● Task requirements
Write out every line of the material exactly as it appears.

● Source material
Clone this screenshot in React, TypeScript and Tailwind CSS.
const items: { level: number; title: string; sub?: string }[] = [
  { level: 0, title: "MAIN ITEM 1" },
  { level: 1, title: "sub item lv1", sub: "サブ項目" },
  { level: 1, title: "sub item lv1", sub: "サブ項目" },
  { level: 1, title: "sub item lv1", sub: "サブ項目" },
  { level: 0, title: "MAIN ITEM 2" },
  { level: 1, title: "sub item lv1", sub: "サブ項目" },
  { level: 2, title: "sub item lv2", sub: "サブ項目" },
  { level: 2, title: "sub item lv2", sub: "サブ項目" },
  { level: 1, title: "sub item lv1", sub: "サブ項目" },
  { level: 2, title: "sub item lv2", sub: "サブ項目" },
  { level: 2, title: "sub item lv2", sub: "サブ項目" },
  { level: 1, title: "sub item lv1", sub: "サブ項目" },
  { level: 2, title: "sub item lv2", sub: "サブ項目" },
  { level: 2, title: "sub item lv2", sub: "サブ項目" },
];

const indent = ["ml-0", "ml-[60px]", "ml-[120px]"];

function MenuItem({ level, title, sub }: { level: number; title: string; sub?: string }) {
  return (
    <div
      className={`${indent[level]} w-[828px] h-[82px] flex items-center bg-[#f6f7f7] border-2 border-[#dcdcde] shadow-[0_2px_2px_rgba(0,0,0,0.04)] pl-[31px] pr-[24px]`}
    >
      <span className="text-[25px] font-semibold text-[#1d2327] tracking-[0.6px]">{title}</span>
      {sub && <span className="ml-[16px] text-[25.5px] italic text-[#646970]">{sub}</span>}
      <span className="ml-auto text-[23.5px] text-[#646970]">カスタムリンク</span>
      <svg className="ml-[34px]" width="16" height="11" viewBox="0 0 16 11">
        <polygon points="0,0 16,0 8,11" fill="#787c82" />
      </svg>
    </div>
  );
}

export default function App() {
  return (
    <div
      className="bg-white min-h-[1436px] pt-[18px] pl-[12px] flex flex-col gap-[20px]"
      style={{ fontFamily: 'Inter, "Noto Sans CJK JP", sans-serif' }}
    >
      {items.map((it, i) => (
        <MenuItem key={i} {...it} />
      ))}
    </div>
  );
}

● Exercise output
Clone this screenshot in React, TypeScript and Tailwind CSS.
const items: { level: number; title: string; sub?: string }[] = [
  { level: 0, title: "MAIN ITEM 1" },
  { level: 1, title: "sub item lv1", sub: "サブ項目" },
  { level: 1, title: "sub item lv1", sub: "サブ項目" },
  { level: 1, title: "sub item lv1", sub: "サブ項目" },
  { level: 0, title: "MAIN ITEM 2" },
  { level: 1, title: "sub item lv1", sub: "サブ項目" },
  { level: 2, title: "sub item lv2", sub: "サブ項目" },
  { level: 2, title: "sub item lv2", sub: "サブ項目" },
  { level: 1, title: "sub item lv1", sub: "サブ項目" },
  { level: 2, title: "sub item lv2", sub: "サブ項目" },
  { level: 2, title: "sub item lv2", sub: "サブ項目" },
  { level: 1, title: "sub item lv1", sub: "サブ項目" },
  { level: 2, title: "sub item lv2", sub: "サブ項目" },
  { level: 2, title: "sub item lv2", sub: "サブ項目" },
];

const indent = ["ml-0", "ml-[60px]", "ml-[120px]"];

function MenuItem({ level, title, sub }: { level: number; title: string; sub?: string }) {
  return (
    <div
      className={`${indent[level]} w-[828px] h-[82px] flex items-center bg-[#f6f7f7] border-2 border-[#dcdcde] shadow-[0_2px_2px_rgba(0,0,0,0.04)] pl-[31px] pr-[24px]`}
    >
      <span className="text-[25px] font-semibold text-[#1d2327] tracking-[0.6px]">{title}</span>
      {sub && <span className="ml-[16px] text-[25.5px] italic text-[#646970]">{sub}</span>}
      <span className="ml-auto text-[23.5px] text-[#646970]">カスタムリンク</span>
      <svg className="ml-[34px]" width="16" height="11" viewBox="0 0 16 11">
        <polygon points="0,0 16,0 8,11" fill="#787c82" />
      </svg>
    </div>
  );
}

export default function App() {
  return (
    <div
      className="bg-white min-h-[1436px] pt-[18px] pl-[12px] flex flex-col gap-[20px]"
      style={{ fontFamily: 'Inter, "Noto Sans CJK JP", sans-serif' }}
    >
      {items.map((it, i) => (
        <MenuItem key={i} {...it} />
      ))}
    </div>
  );
}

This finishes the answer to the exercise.